Policy context, however, remains the hinge. Beijing’s incrementalism—targeted capacity rationalisation, selective credit support, and a messaging pivot from “rectification” to “high-quality growth”—has reduced tail risk premium without unleashing a blunt credit surge. That is supportive for mega-cap platforms whose earnings visibility derives from monetisation efficiency rather than leverage. Yet it also means the burden of proof will soon shift from policy tone to data: household confidence, labour-market stability, and a sustained improvement in nominal growth need to follow to turn this rerating into trend rather than a trade.

Historical comparison points to a narrower path forward. In 2020–2021, liquidity abundance and reopening momentum allowed valuations to outrun fundamentals before policy rebalanced the system. Today’s ascent is more measured, driven by earnings beats and a softer external rate outlook rather than by credit acceleration. That composition is healthier for currency credibility and reduces the odds of a sharp reversal—but it also caps the speed of the move unless second-order indicators (private investment, services demand, and durable goods spending) strengthen in tandem.

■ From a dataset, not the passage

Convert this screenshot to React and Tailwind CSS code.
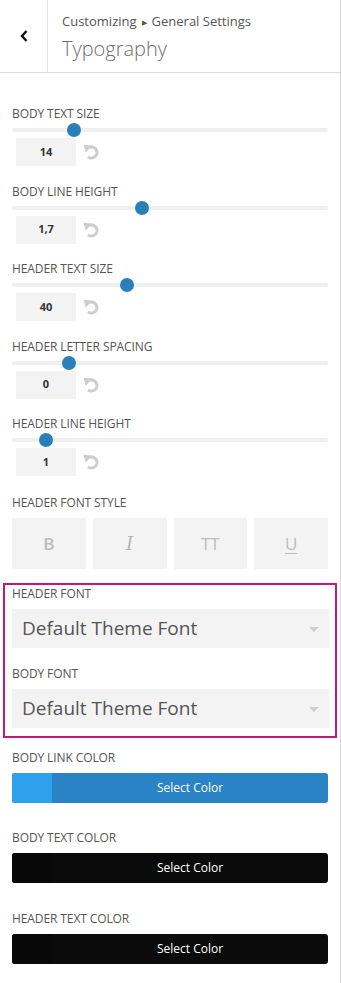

Institutional positioning is adapting accordingly. Sovereign and long-only allocators that underweighted China on governance and growth concerns are now re-assessing mega-cap tech as a lower-beta exposure to any cyclical repair. Buybacks, cleaner balance sheets, and disciplined capex in AI infrastructure—framed as productivity investments rather than speculative land grabs—strengthen the case. The cross-border read-through is that Singapore and Gulf capital, which sought earnings defensiveness in US and India over the past 18 months, will begin to rebalance selectively into Hong Kong-listed Chinese champions if policy continuity persists. The caveat is familiar: property resolution and local government financing vehicle risk remain constraints on a wholesale multiple expansion, ensuring that the rally’s leadership stays concentrated in cash-generative platforms for now.

What happens next depends on signalling coherence. If earnings season confirms that Tencent’s beat is representative of a broader profitability repair across internet, software, and consumer platforms, index-level resilience should hold even through data noise. Conversely, any renewed regulatory overhang or disappointment in household-demand proxies would slow the re-rating without necessarily breaking it—given the external tailwind of narrowing Fed–PBoC divergence. Either way, the market is migrating from a policy-perception trade to an income-statement test.

What it signals: liquidity support at home and a softer dollar abroad have created a window where profits—not promises—can lead. That posture may look accommodative, but the signalling is unmistakably cautious. The divergence from Western monetary peers is narrowing, albeit conditionally. Markets will digest the move; sovereign allocators already have.